**Short exercise**
Wherever the word "this" appears in a line, copy that line.
-------- Data extract --------
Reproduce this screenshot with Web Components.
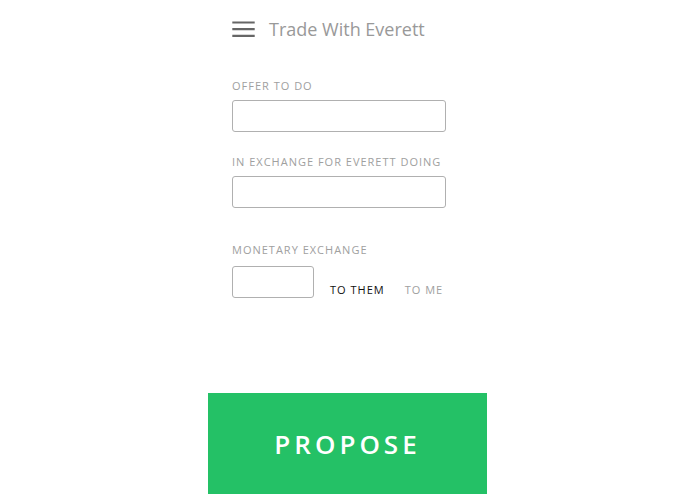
<!DOCTYPE html>
<html lang="en">
<head>
<meta charset="utf-8">
<title>Trade With Everett</title>
<style>
body { margin: 0; background: #fff; font-family: "Open Sans", sans-serif; }
</style>
</head>
<body>
<trade-screen></trade-screen>
<script>
class BaseElement extends HTMLElement {
  connectedCallback() {
    if (this.shadowRoot) return;
    this.attachShadow({ mode: "open" }).innerHTML =
      "<style>*{box-sizing:border-box}</style>" + this.render();
  }
}

customElements.define("app-header", class extends BaseElement {
  render() {
    return `<style>
      :host { display: flex; align-items: center; gap: 14px; color: #999; }
      button { display: flex; padding: 0; border: 0; background: none; }
      h1 { margin: 0; font-size: 18px; line-height: 24px; font-weight: 400; }
    </style>
    <button type="button" aria-label="Menu">
      <svg width="23" height="18" viewBox="0 0 23 18" fill="#666"><path d="M.3 1.4h22.4v2.2H.3zM.3 8.1h22.4v2.2H.3zM.3 14.8h22.4V17H.3z"/></svg>
    </button>
    <h1><slot></slot></h1>`;
  }
});

customElements.define("text-field", class extends BaseElement {
  render() {
    return `<style>
      :host { display: flex; flex-direction: column; gap: 6px; }
      label { color: #a0a0a0; font-size: 11px; line-height: 16px; letter-spacing: 1px; white-space: nowrap; }
      input { width: 100%; height: 32px; padding: 0 8px; border: 1px solid #b0b0b0; border-radius: 3px; background: #fff; font: 14px "Open Sans", sans-serif; }
    </style>
    <label for="f">${this.getAttribute("label")}</label>
    <input id="f" type="text">`;
  }
});

customElements.define("money-field", class extends BaseElement {
  render() {
    return `<style>
      :host { display: flex; flex-direction: column; gap: 8px; color: #a0a0a0; font-size: 11px; line-height: 16px; letter-spacing: 1px; }
      label { white-space: nowrap; }
      .row { display: flex; align-items: flex-end; gap: 16px; }
      input { width: 82px; height: 32px; padding: 0 8px; border: 1px solid #b0b0b0; border-radius: 3px; background: #fff; font: 14px "Open Sans", sans-serif; }
      .choices { display: flex; gap: 20px; }
      button { padding: 0; border: 0; background: none; font: inherit; letter-spacing: inherit; color: inherit; white-space: nowrap; }
      button[aria-pressed="true"] { color: #111; }
    </style>
    <label for="m">MONETARY EXCHANGE</label>
    <div class="row">
      <input id="m" type="text" inputmode="decimal">
      <div class="choices">
        <button type="button" aria-pressed="true">TO THEM</button>
        <button type="button" aria-pressed="false">TO ME</button>
      </div>
    </div>`;
  }
});

customElements.define("propose-button", class extends BaseElement {
  render() {
    return `<style>
      :host { display: flex; }
      button { flex: 1; padding: 32px 0 31px; border: 0; background: #24c166; color: #fff; font: 600 26px/38px "Open Sans", sans-serif; letter-spacing: 4px; }
    </style>
    <button type="submit"><slot></slot></button>`;
  }
});

customElements.define("trade-screen", class extends BaseElement {
  render() {
    return `<style>
      :host { display: flex; flex-direction: column; max-width: 279px; min-height: 100vh; margin: 0 auto; }
      main { flex: 1; display: flex; flex-direction: column; padding: 17px 41px 24px 24px; }
      app-header { margin-bottom: 37px; }
      text-field { margin-bottom: 22px; }
      money-field { margin-top: 12px; }
    </style>
    <main>
      <app-header>Trade With Everett</app-header>
      <text-field label="OFFER TO DO"></text-field>
      <text-field label="IN EXCHANGE FOR EVERETT DOING"></text-field>
      <money-field></money-field>
    </main>
    <propose-button>PROPOSE</propose-button>`;
  }
});
</script>
</body>
</html>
--------
**Task solution**
Reproduce this screenshot with Web Components.
    if (this.shadowRoot) return;
    this.attachShadow({ mode: "open" }).innerHTML =
      "<style>*{box-sizing:border-box}</style>" + this.render();
    <label for="f">${this.getAttribute("label")}</label>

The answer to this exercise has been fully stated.